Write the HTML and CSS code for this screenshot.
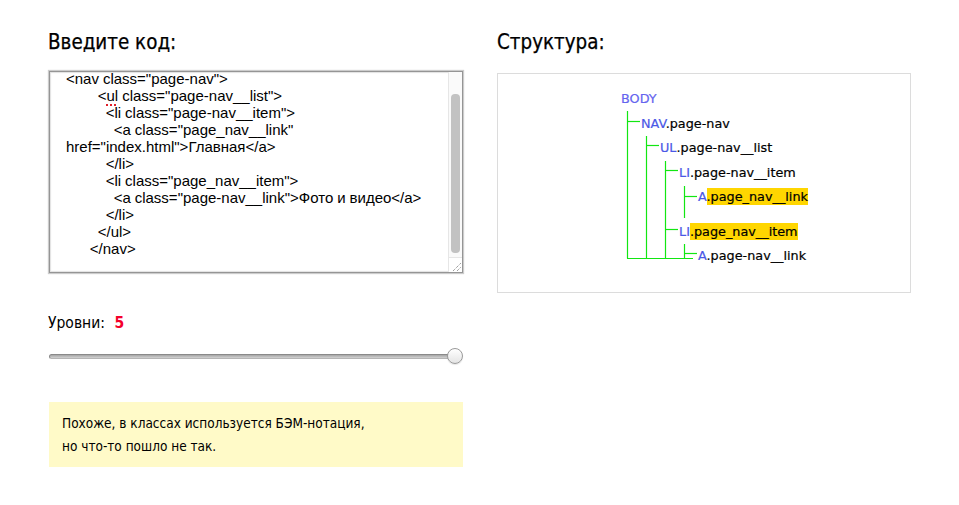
FILE: index.html
```html
<!DOCTYPE html>
<html lang="ru">
<head>
<meta charset="utf-8">
<title>БЭМ</title>
<link rel="stylesheet" href="styles.css">
</head>
<body>
<div class="page">
  <section class="col col-left">
    <h2 class="title">Введите код:</h2>
    <div class="editor">
      <div class="code"><pre class="code-text">&lt;nav class="page-nav"&gt;
        &lt;<span class="typo">ul</span> class="page-nav__list"&gt;
          &lt;li class="page-nav__item"&gt;
            &lt;a class="page_nav__link" href="index.html"&gt;Главная&lt;/a&gt;
          &lt;/li&gt;
          &lt;li class="page_nav__item"&gt;
            &lt;a class="page-nav__link"&gt;Фото и видео&lt;/a&gt;
          &lt;/li&gt;
        &lt;/ul&gt;
      &lt;/nav&gt;</pre></div>
      <div class="scrollbar">
        <div class="thumb"></div>
        <div class="grip">
          <svg width="13" height="13" viewBox="0 0 13 13"><path d="M4 12 L12 4 M8 12 L12 8" stroke="#777" stroke-width="1" stroke-dasharray="1 1" fill="none"/></svg>
        </div>
      </div>
    </div>
    <div class="levels">Уровни: <b class="levels-num">5</b></div>
    <div class="slider">
      <div class="slider-track"></div>
      <div class="slider-thumb"></div>
    </div>
    <div class="notice">Похоже, в классах используется БЭМ-нотация,<br>но что-то пошло не так.</div>
  </section>
  <section class="col col-right">
    <h2 class="title title-right">Структура:</h2>
    <div class="tree">
      <svg class="tree-lines" width="412" height="218" viewBox="0 0 412 218">
        <g stroke="#12e612" stroke-width="1.2" fill="none">
          <path d="M129.5 37 V184.5"/>
          <path d="M129 47.5 H142"/>
          <path d="M148.5 62 V184.5"/>
          <path d="M148 71.5 H161"/>
          <path d="M167.5 87 V184.5"/>
          <path d="M167 96.5 H180"/>
          <path d="M186.5 112 V144"/>
          <path d="M186 122.5 H199"/>
          <path d="M167 155.5 H180"/>
          <path d="M186.5 170 V184.5"/>
          <path d="M186 179.5 H199"/>
          <path d="M129 184.5 H195"/>
        </g>
      </svg>
      <div class="node lvl0"><span class="tag tag-body">BODY</span></div>
      <div class="node lvl1"><span class="tag">NAV</span>.page-nav</div>
      <div class="node lvl2"><span class="tag">UL</span>.page-nav__list</div>
      <div class="node lvl3"><span class="tag">LI</span>.page-nav__item</div>
      <div class="node lvl4 gap-after"><span class="tag">A</span><span class="mark">.page_nav__link</span></div>
      <div class="node lvl3"><span class="tag">LI</span><span class="mark">.page_nav__item </span></div>
      <div class="node lvl4"><span class="tag">A</span>.page-nav__link</div>
    </div>
  </section>
</div>
</body>
</html>
```
FILE: styles.css
```css
* { box-sizing: border-box; }

body {
  margin: 0;
  background: #fff;
  color: #000;
  font-family: "DejaVu Sans Condensed", "DejaVu Sans", sans-serif;
}

.page {
  display: flex;
  gap: 33px;
  padding: 30px 0 0 48px;
}

.col-left { width: 416px; }
.col-right { width: 414px; }

.title {
  margin: 0;
  font-size: 20.4px;
  line-height: 24px;
  font-weight: normal;
  color: #000;
  -webkit-text-stroke: 0.25px #000;
}

/* editor (textarea look) */
.editor {
  margin: 17px 1px 0 1px;
  height: 202px;
  display: flex;
  border: 1px solid #959595;
  box-shadow: 0 0 1px 1px rgba(0,0,0,0.2), inset 0 0 1px 1px rgba(0,0,0,0.12);
  background: #fff;
}

.code {
  flex: 1;
  overflow: hidden;
  padding-left: 16px;
}

.code-text {
  margin: -2px 0 0 0;
  font-family: "Liberation Sans", Arial, sans-serif;
  font-size: 15px;
  line-height: 17px;
  word-spacing: -0.2px;
  white-space: pre-wrap;
  color: #000;
}

.typo {
  text-decoration: underline dotted #e0202a;
  text-decoration-thickness: 2px;
  text-underline-offset: 3px;
}

.scrollbar {
  width: 14px;
  display: flex;
  flex-direction: column;
  background: #fafafa;
  border-left: 1px solid #e6e6e6;
}

.thumb {
  margin: 22px 2px 0 2px;
  height: 159px;
  border-radius: 4px;
  background: #c2c2c2;
}

.grip {
  margin-top: auto;
  height: 15px;
  border-top: 1px solid #e6e6e6;
  background: #fff;
  display: flex;
  align-items: flex-end;
  justify-content: flex-end;
}

/* levels */
.levels {
  margin-top: 40px;
  font-size: 15.5px;
  line-height: 20px;
  color: #000;
}

.levels-num {
  margin-left: 5px;
  color: #f4002b;
  font-weight: bold;
}

.slider {
  margin: 15px 0 0 1px;
  width: 414px;
  height: 16px;
  display: flex;
  align-items: center;
}

.slider-track {
  flex: 1;
  height: 5px;
  border-radius: 3px;
  border: 1px solid #8a8a8a;
  border-bottom-color: #b5b5b5;
  background: linear-gradient(#a6a6a6, #d2d2d2);
}

.slider-thumb {
  width: 16px;
  height: 16px;
  margin-left: -8px;
  border-radius: 50%;
  border: 1px solid #9a9a9a;
  background: linear-gradient(#ffffff, #e4e4e4);
  box-shadow: 0 1px 1px rgba(0,0,0,0.1);
}

.notice {
  margin: 38px 1px 0 1px;
  padding: 9.5px 13px;
  background: #fffac8;
  font-size: 13.5px;
  line-height: 23px;
  color: #000;
}

/* structure tree */
.title-right { margin-bottom: 19px; }

.tree {
  position: relative;
  height: 220px;
  border: 1px solid #dcdcdc;
  padding-top: 13px;
  font-family: "DejaVu Sans", sans-serif;
  font-size: 12.8px;
  color: #000;
  -webkit-text-stroke: 0.2px currentColor;
}

.tree-lines {
  position: absolute;
  top: 0;
  left: 0;
}

.node {
  height: 24.5px;
  line-height: 24.5px;
  white-space: nowrap;
}

.lvl0 { padding-left: 123px; }
.lvl1 { padding-left: 143px; }
.lvl2 { padding-left: 162px; }
.lvl3 { padding-left: 181px; }
.lvl4 { padding-left: 200px; }

.gap-after { margin-bottom: 10px; }

.tag { color: #4b58e6; }
.tag-body { color: #6464ef; }

.mark {
  background: #ffd600;
  padding: 1px 0;
}
```
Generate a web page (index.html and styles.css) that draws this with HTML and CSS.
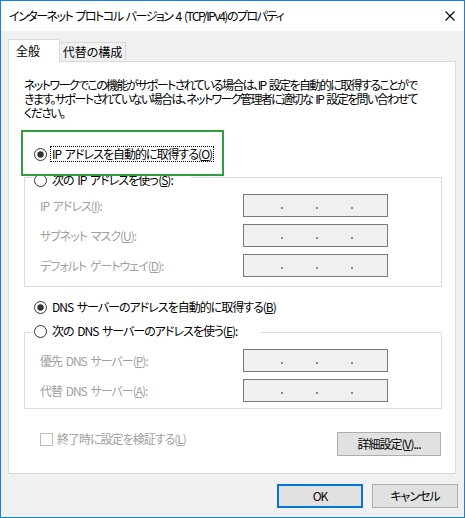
FILE: index.html
```html
<!DOCTYPE html>
<html lang="ja">
<head>
<meta charset="utf-8">
<title>インターネット プロトコル バージョン 4 (TCP/IPv4)のプロパティ</title>
<link rel="stylesheet" href="styles.css">
</head>
<body>
<div class="window">
  <div class="titlebar">
    <span class="title">インターネット プロトコル バージョン 4 (TCP/IPv4)のプロパティ</span>
    <svg class="close" width="10" height="10" viewBox="0 0 10 10"><path d="M0.5 0.5 L9.5 9.5 M9.5 0.5 L0.5 9.5" stroke="#000" stroke-width="1.1" fill="none"/></svg>
  </div>
  <div class="tabs">
    <div class="tab active">全般</div>
    <div class="tab">代替の構成</div>
  </div>
  <div class="panel">
    <p class="desc">ネットワークでこの機能がサポートされている場合は、IP 設定を自動的に取得することがで<br>きます。サポートされていない場合は、ネットワーク管理者に適切な IP 設定を問い合わせて<br>ください。</p>

    <div class="option first">
      <svg class="radio" width="13" height="13" viewBox="0 0 13 13"><circle cx="6.5" cy="6.5" r="6" fill="#fff" stroke="#333"/><circle cx="6.5" cy="6.5" r="3.2" fill="#333"/></svg>
      <span class="label focus">IP アドレスを自動的に取得する(<u>O</u>)</span>
    </div>

    <div class="group group-ip">
      <div class="legend legend-ip">
        <svg class="radio" width="13" height="13" viewBox="0 0 13 13"><circle cx="6.5" cy="6.5" r="6" fill="#fff" stroke="#333"/></svg>
        <span class="label">次の IP アドレスを使う(<u>S</u>):</span>
      </div>
      <div class="fields">
        <div class="field"><span class="flabel">IP アドレス(<u>I</u>):</span><span class="ipbox"><i></i><i></i><i></i></span></div>
        <div class="field"><span class="flabel">サブネット マスク(<u>U</u>):</span><span class="ipbox"><i></i><i></i><i></i></span></div>
        <div class="field"><span class="flabel">デフォルト ゲートウェイ(<u>D</u>):</span><span class="ipbox"><i></i><i></i><i></i></span></div>
      </div>
    </div>

    <div class="option dns-auto">
      <svg class="radio" width="13" height="13" viewBox="0 0 13 13"><circle cx="6.5" cy="6.5" r="6" fill="#fff" stroke="#333"/><circle cx="6.5" cy="6.5" r="3.2" fill="#333"/></svg>
      <span class="label">DNS サーバーのアドレスを自動的に取得する(<u>B</u>)</span>
    </div>

    <div class="group group-dns">
      <div class="legend legend-dns">
        <svg class="radio" width="13" height="13" viewBox="0 0 13 13"><circle cx="6.5" cy="6.5" r="6" fill="#fff" stroke="#333"/></svg>
        <span class="label">次の DNS サーバーのアドレスを使う(<u>E</u>):</span>
      </div>
      <div class="fields">
        <div class="field"><span class="flabel">優先 DNS サーバー(<u>P</u>):</span><span class="ipbox"><i></i><i></i><i></i></span></div>
        <div class="field"><span class="flabel">代替 DNS サーバー(<u>A</u>):</span><span class="ipbox"><i></i><i></i><i></i></span></div>
      </div>
    </div>

    <div class="bottom-row">
      <div class="check">
        <span class="checkbox"></span>
        <span class="flabel">終了時に設定を検証する(<u>L</u>)</span>
      </div>
      <button class="btn advanced">詳細設定(<u>V</u>)...</button>
    </div>
  </div>
  <div class="footer">
    <button class="btn default">OK</button>
    <button class="btn">キャンセル</button>
  </div>
  <div class="highlight"></div>
</div>
</body>
</html>
```
FILE: styles.css
```css
* { box-sizing: border-box; }
html, body { margin: 0; padding: 0; background: #fff; }
body {
  font-family: "Noto Sans CJK JP", "Noto Sans", sans-serif;
  font-size: 12px;
  color: #000;
  font-feature-settings: "palt";
  letter-spacing: -1px;
  word-spacing: 2px;
}
.window {
  position: relative;
  width: 465px;
  height: 518px;
  border: 1px solid #1a7fd6;
  background: #f0f0f0;
  display: flex;
  flex-direction: column;
}
.titlebar {
  height: 30px;
  background: #fff;
  display: flex;
  align-items: center;
  padding-left: 8px;
}
.title { line-height: 16px; white-space: nowrap; letter-spacing: -1.5px; }
.close { margin-left: auto; margin-right: 9px; }

.tabs {
  display: flex;
  align-items: flex-end;
  height: 22px;
  margin: 8px 0 0 7px;
  letter-spacing: 0;
}
.tab {
  height: 19px;
  width: 67px;
  margin-left: -1px;
  border: 1px solid #d9d9d9;
  border-bottom: none;
  background: #f0f0f0;
  text-align: center;
  line-height: 18px;
  white-space: nowrap;
}
.tab.active {
  position: relative;
  z-index: 1;
  margin-left: 0;
  width: 52px;
  height: 23px;
  margin-bottom: -1px;
  background: #fff;
  text-align: left;
  padding-left: 7px;
  line-height: 22px;
}
.panel {
  margin-left: 7px;
  width: 448px;
  height: 413px;
  border: 1px solid #d9d9d9;
  background: #fff;
  padding: 16px 13px 0 15px;
}
.desc {
  margin: 0;
  line-height: 14px;
  white-space: nowrap;
  letter-spacing: -1.6px;
}
.option {
  display: flex;
  align-items: center;
  height: 16px;
  padding-left: 10px;
}
.option.first { margin-top: 26px; }
.option.dns-auto { margin-top: 12px; }
.radio { flex: none; display: block; }
.label { margin-left: 5px; line-height: 16px; white-space: nowrap; }
.label.focus {
  margin-left: 3px;
  padding: 0 1px;
  border: 1px dotted #000;
  line-height: 14px;
}
.group {
  border: 1px solid #dcdcdc;
}
.group-ip { margin-top: 15px; padding-bottom: 9px; }
.group-dns { margin-top: 17px; padding-bottom: 6px; }
.legend {
  display: flex;
  align-items: center;
  height: 16px;
  background: #fff;
  margin-left: 8px;
  padding-left: 1px;
}
.legend-ip { width: 158px; margin-top: -6px; margin-bottom: 6px; }
.legend-dns { width: 228px; margin-top: -10px; margin-bottom: 10px; }
.fields {
  display: flex;
  flex-direction: column;
  gap: 7px;
  padding-left: 15px;
}
.field {
  display: grid;
  grid-template-columns: 203px 145px;
  align-items: center;
  height: 23px;
}
.flabel { color: #a0a0a0; white-space: nowrap; line-height: 16px; }
.ipbox {
  height: 23px;
  border: 1px solid #7a7a7a;
  background: #f0f0f0;
  display: flex;
  align-items: flex-end;
  padding: 0 0 7px 37px;
  gap: 33px;
}
.ipbox i {
  display: block;
  width: 2px;
  height: 2px;
  background: #8c8c8c;
}
.bottom-row {
  margin-top: 23px;
  display: flex;
  justify-content: space-between;
  align-items: flex-start;
  padding-right: 1px;
}
.check {
  display: flex;
  align-items: center;
  height: 16px;
  margin-left: 16px;
  margin-top: -1px;
}
.checkbox {
  width: 13px;
  height: 13px;
  border: 1px solid #bcbcbc;
  background: #fff;
  margin-right: 4px;
}
.btn {
  font-family: inherit;
  font-size: 12px;
  font-feature-settings: "palt";
  letter-spacing: inherit;
  word-spacing: inherit;
  color: #000;
  background: #e1e1e1;
  border: 1px solid #adadad;
  padding: 0;
  margin: 0;
  height: 24px;
  width: 86px;
  line-height: 20px;
}
.btn.advanced { width: 104px; }
.btn.default { border: 2px solid #0078d7; }
.footer {
  display: flex;
  justify-content: flex-end;
  gap: 9px;
  margin-top: 10px;
  padding-right: 6px;
}
.highlight {
  position: absolute;
  left: 20px;
  top: 129px;
  width: 203px;
  height: 46px;
  border: 2px solid #2f9e3c;
  pointer-events: none;
}
```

==============================

**THE PROBLEM**
Go through the listing above and return every line where the word "code" occurs.

**SOLUTION TO THIS TASK**
Write the HTML and CSS code for this screenshot.
      <div class="code"><pre class="code-text">&lt;nav class="page-nav"&gt;
.code {
.code-text {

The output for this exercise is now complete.